Task objective: Leaving out every picture, quote the data below exactly as it appears.

Dataset excerpt:
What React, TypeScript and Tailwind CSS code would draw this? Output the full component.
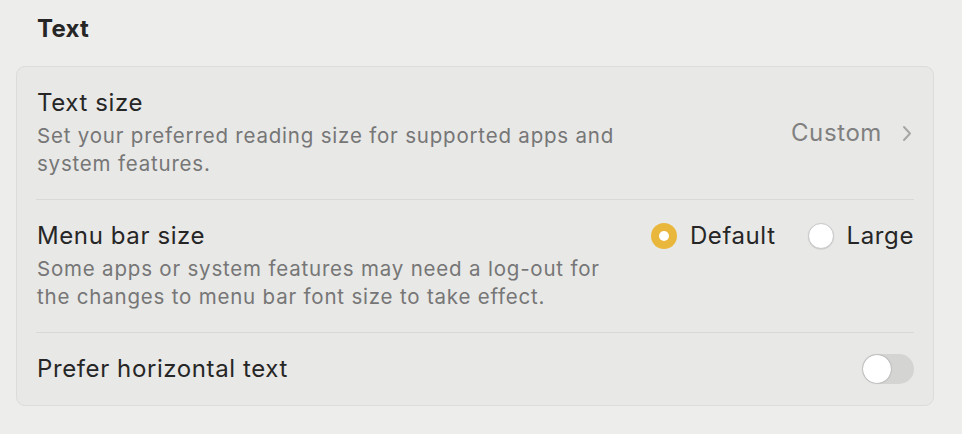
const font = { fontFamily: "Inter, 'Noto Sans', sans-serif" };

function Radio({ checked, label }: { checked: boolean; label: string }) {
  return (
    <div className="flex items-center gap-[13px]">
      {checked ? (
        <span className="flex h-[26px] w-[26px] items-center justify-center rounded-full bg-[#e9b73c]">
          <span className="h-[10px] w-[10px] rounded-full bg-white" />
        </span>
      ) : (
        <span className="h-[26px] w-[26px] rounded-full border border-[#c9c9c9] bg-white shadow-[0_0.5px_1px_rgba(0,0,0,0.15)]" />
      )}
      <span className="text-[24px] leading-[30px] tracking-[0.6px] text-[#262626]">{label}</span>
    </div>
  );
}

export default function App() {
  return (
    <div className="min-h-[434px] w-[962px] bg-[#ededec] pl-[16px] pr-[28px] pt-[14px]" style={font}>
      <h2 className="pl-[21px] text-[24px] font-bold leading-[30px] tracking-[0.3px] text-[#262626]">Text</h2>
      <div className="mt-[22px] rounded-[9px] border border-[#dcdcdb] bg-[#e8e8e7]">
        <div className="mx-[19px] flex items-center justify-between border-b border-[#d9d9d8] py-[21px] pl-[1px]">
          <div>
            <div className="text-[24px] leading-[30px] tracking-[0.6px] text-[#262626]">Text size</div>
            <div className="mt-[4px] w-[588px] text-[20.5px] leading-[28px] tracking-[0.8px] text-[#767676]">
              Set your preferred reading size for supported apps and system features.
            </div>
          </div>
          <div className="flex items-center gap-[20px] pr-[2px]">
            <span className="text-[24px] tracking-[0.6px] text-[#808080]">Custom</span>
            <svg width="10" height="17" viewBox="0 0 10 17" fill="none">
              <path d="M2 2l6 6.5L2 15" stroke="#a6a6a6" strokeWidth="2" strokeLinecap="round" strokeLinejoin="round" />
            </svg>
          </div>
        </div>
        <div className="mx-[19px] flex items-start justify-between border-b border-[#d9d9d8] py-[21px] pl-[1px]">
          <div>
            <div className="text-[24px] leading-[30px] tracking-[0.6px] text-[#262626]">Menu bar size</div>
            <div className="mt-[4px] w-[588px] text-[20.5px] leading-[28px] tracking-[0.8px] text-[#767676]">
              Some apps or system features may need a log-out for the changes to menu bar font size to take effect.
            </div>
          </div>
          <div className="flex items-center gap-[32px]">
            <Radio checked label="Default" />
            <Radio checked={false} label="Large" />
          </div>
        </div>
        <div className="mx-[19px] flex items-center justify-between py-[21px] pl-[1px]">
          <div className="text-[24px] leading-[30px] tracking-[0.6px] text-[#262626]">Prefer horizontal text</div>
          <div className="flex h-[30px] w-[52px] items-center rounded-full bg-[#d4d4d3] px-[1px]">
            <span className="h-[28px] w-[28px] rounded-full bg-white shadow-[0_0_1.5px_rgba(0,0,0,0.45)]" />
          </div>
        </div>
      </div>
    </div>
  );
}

Reply:
What React, TypeScript and Tailwind CSS code would draw this? Output the full component.
const font = { fontFamily: "Inter, 'Noto Sans', sans-serif" };

function Radio({ checked, label }: { checked: boolean; label: string }) {
  return (
    <div className="flex items-center gap-[13px]">
      {checked ? (
        <span className="flex h-[26px] w-[26px] items-center justify-center rounded-full bg-[#e9b73c]">
          <span className="h-[10px] w-[10px] rounded-full bg-white" />
        </span>
      ) : (
        <span className="h-[26px] w-[26px] rounded-full border border-[#c9c9c9] bg-white shadow-[0_0.5px_1px_rgba(0,0,0,0.15)]" />
      )}
      <span className="text-[24px] leading-[30px] tracking-[0.6px] text-[#262626]">{label}</span>
    </div>
  );
}

export default function App() {
  return (
    <div className="min-h-[434px] w-[962px] bg-[#ededec] pl-[16px] pr-[28px] pt-[14px]" style={font}>
      <h2 className="pl-[21px] text-[24px] font-bold leading-[30px] tracking-[0.3px] text-[#262626]">Text</h2>
      <div className="mt-[22px] rounded-[9px] border border-[#dcdcdb] bg-[#e8e8e7]">
        <div className="mx-[19px] flex items-center justify-between border-b border-[#d9d9d8] py-[21px] pl-[1px]">
          <div>
            <div className="text-[24px] leading-[30px] tracking-[0.6px] text-[#262626]">Text size</div>
            <div className="mt-[4px] w-[588px] text-[20.5px] leading-[28px] tracking-[0.8px] text-[#767676]">
              Set your preferred reading size for supported apps and system features.
            </div>
          </div>
          <div className="flex items-center gap-[20px] pr-[2px]">
            <span className="text-[24px] tracking-[0.6px] text-[#808080]">Custom</span>
            <svg width="10" height="17" viewBox="0 0 10 17" fill="none">
              <path d="M2 2l6 6.5L2 15" stroke="#a6a6a6" strokeWidth="2" strokeLinecap="round" strokeLinejoin="round" />
            </svg>
          </div>
        </div>
        <div className="mx-[19px] flex items-start justify-between border-b border-[#d9d9d8] py-[21px] pl-[1px]">
          <div>
            <div className="text-[24px] leading-[30px] tracking-[0.6px] text-[#262626]">Menu bar size</div>
            <div className="mt-[4px] w-[588px] text-[20.5px] leading-[28px] tracking-[0.8px] text-[#767676]">
              Some apps or system features may need a log-out for the changes to menu bar font size to take effect.
            </div>
          </div>
          <div className="flex items-center gap-[32px]">
            <Radio checked label="Default" />
            <Radio checked={false} label="Large" />
          </div>
        </div>
        <div className="mx-[19px] flex items-center justify-between py-[21px] pl-[1px]">
          <div className="text-[24px] leading-[30px] tracking-[0.6px] text-[#262626]">Prefer horizontal text</div>
          <div className="flex h-[30px] w-[52px] items-center rounded-full bg-[#d4d4d3] px-[1px]">
            <span className="h-[28px] w-[28px] rounded-full bg-white shadow-[0_0_1.5px_rgba(0,0,0,0.45)]" />
          </div>
        </div>
      </div>
    </div>
  );
}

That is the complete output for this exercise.